Journal of Fluids and Structures

Volume 51, November 2014, Pages 161-171

https://doi.org/10.1016/j.jfluidstructs.2014.09.001 Get rights and content

Abstract

In the present paper, in order to investigate the effect of free surface on drag and lift coefficients of an Autonomous Underwater vehicle,¹ two phase flow Reynolds Averaged Navier–Stokes (RANS) equations were solved using computational fluid dynamics. The numerical results were compared with those obtained from both numerical single phase flow simulations and the experiments conducted in the towing tank of the Subsea R&D Center at Isfahan University of Technology, using a 1:1 scale model of AUV developed in this center. The study was conducted at various submergence depths ranging from 0.87 to 5.22 of the AUV diameter and at the speeds of 1.5 and 2.5 m/s (corresponding to Reynolds numbers of 1.9 and 3.17 million, respectively). The variation of drag and lift coefficients of the AUV with the submergence depth were shown to be very sensitive to the AUV speed.

Introduction

To investigate the hydrodynamics performance of submersible vehicles, the dynamics governing equations must be solved. However, since the forces and moments in these equations are expressed in terms of hydrodynamics coefficients, these coefficients should be provided as a priori. There are a number of experimental, semi-experimental and numerical methods which can be used to calculate the hydrodynamics coefficients of submersible vehicles. These coefficients are normally obtained for an infinite domain, assuming that these vehicles operate very far from the free surface. To calculate the hydrodynamics coefficients of a submersible vehicle numerically by using computational fluid dynamics, it is easy to define an infinite medium by specifying proper boundary conditions. The governing equations can then be solved numerically to obtain forces and moments required to calculate the hydrodynamics coefficients. The effect of free surface in this case is not, therefore, considered in the numerical calculation of these coefficients.

To calculate the hydrodynamics coefficients of a submersible vehicle experimentally, various experiments should be conducted in a towing tank. To calculate the drag and lift coefficients, for example, a scaled model of the vehicle must be towed in a towing tank at various constant speeds. The axial and lateral forces required to tow the vehicle at each speed should be measured. The scale effect should also be considered when the hydrodynamics coefficients are calculated experimentally. Since the hydrodynamics coefficients are supposed to be calculated for a submersible vehicle which normally operates at deep waters, the main question in these experiments is that at what depth, the model should be towed in order to eliminate the water-free surface effects on the measured hydrodynamics coefficients.

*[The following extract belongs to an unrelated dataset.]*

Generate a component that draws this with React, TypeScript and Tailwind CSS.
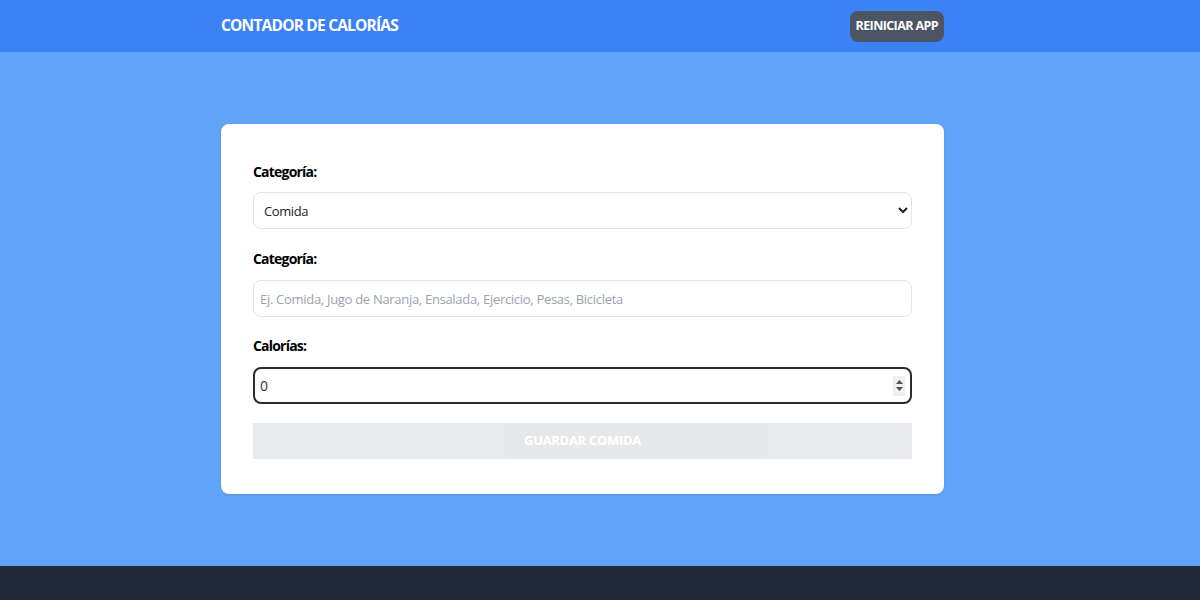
const FONT = "font-['Open_Sans','Noto_Sans',sans-serif]"

const CATEGORIES = [
  { id: 1, name: 'Comida' },
  { id: 2, name: 'Ejercicio' },
]

function Spinner() {
  return (
    <div className="pointer-events-none absolute right-[7px] top-1/2 flex h-[20px] w-[12px] -translate-y-1/2 flex-col items-center justify-center gap-[3px] bg-[#efefef]">
      <svg width="7" height="4" viewBox="0 0 7 4">
        <path d="M3.5 0 L7 4 L0 4 Z" fill="#505050" />
      </svg>
      <svg width="7" height="4" viewBox="0 0 7 4">
        <path d="M0 0 L7 0 L3.5 4 Z" fill="#505050" />
      </svg>
    </div>
  )
}

export default function App() {
  return (
    <div className={`flex h-[600px] flex-col overflow-hidden bg-[#60a5fa] ${FONT}`}>
      <header className="h-[52px] shrink-0 bg-[#3b82f6]">
        <div className="ml-[221px] flex h-full w-[723px] items-center justify-between">
          <h1 className="text-[15.5px] font-bold tracking-[-0.8px] text-white">
            CONTADOR DE CALORÍAS
          </h1>
          <button className="h-[31px] rounded-lg bg-[#4b5563] px-[6px] text-[12.5px] font-bold tracking-[-0.6px] text-white">
            REINICIAR APP
          </button>
        </div>
      </header>

      <main className="flex-1 py-[72px]">
        <form className="ml-[221px] flex w-[723px] flex-col rounded-lg bg-white px-8 pt-[37px] pb-[35px] shadow-sm">
          <div className="flex flex-col gap-[10px]">
            <label htmlFor="category" className="text-[14px] font-bold tracking-[-0.8px] text-black">
              Categoría:
            </label>
            <select
              id="category"
              className="h-[37px] w-full rounded-lg border border-[#e2e4e8] bg-white px-[6px] text-[13px] tracking-[-0.4px] text-[#222]"
              defaultValue={1}
            >
              {CATEGORIES.map((c) => (
                <option key={c.id} value={c.id}>
                  {c.name}
                </option>
              ))}
            </select>
          </div>

          <div className="mt-[19px] flex flex-col gap-[11px]">
            <label htmlFor="name" className="text-[14px] font-bold tracking-[-0.8px] text-black">
              Categoría:
            </label>
            <input
              id="name"
              type="text"
              className="h-[37px] w-full rounded-lg border border-[#e2e4e8] px-[6px] text-[13px] tracking-[-0.3px] placeholder:text-[#9ca3af]"
              placeholder="Ej. Comida, Jugo de Naranja, Ensalada, Ejercicio, Pesas, Bicicleta"
            />
          </div>

          <div className="mt-[18px] flex flex-col gap-[11px]">
            <label htmlFor="calories" className="text-[14px] font-bold tracking-[-0.8px] text-black">
              Calorías:
            </label>
            <div className="relative">
              <input
                id="calories"
                type="text"
                className="h-[37px] w-full rounded-lg border-2 border-[#2b2b2b] px-[5px] text-[14px] text-[#333] outline-none"
                defaultValue="0"
              />
              <Spinner />
            </div>
          </div>

          <button
            type="button"
            disabled
            className="mt-[19px] h-[36px] w-full bg-gray-800 text-[13px] font-bold tracking-[-0.3px] text-white uppercase disabled:opacity-10"
          >
            Guardar Comida
          </button>
        </form>
      </main>

      <footer className="h-[34px] shrink-0 bg-[#1f2937]" />
    </div>
  )
}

On the other hand, when a submersible vehicle approaches the free surface, the calculated coefficients obtained for an infinite domain are not suitable for investigating the stability and maneuverability of the submersible vehicle. The dynamics of the vehicle, in this case, is influenced by the surface effects and the wave produced by the motion of the vehicle. Both cases described above show the importance of predicting the hydrodynamics coefficients of a submersible vehicle as a function of the vehicle distance from the free surface.

The drag coefficient of submersed bodies has been studied by many researchers. Ming et al. (2009) and Wei-yun Shao (Shao et al., 2013), for example, used single phase flow numerical simulations to model the flow past stationary vertical and yawed cylinders, respectively. The fluid flow structure around a cylinder and its force coefficients were also experimentally studied by Malavasi and Guadagnini (2009) in some experiments with a water channel under various flow conditions and elevations of the cylinder above a channel floor. A notable number of works have been reported on predicting the hydrodynamics coefficients of submersible vehicles in an infinite domain; this can be seen, for example, in Mansoorzadeh et al. (2013), Lee et al. (2011), Phillips et al. (2010), Jones et al. (2002), Ross et al. (2004), Tang et al. (2009), Aage (1994), and Ridley et al. (2001). Despite numerous numerical studies on hydrodynamics coefficients of submersible vehicles in the single phase flow, comparatively, little attention has been directed to two phase flow studies in which the effect of free surface on forces and moments of these vehicles can be addressed. Due to the complexity of the two phase flow problems, only a few researchers have used analytical methods to solve the governing equations, this can, for example, be seen in Hajmohammadi et al. (2014) and Hajmohammadi and Nourazar (2014). Therefore, most works on two phase flow problems that have addressed the hydrodynamics coefficients have been performed by either numerical or experimental methods.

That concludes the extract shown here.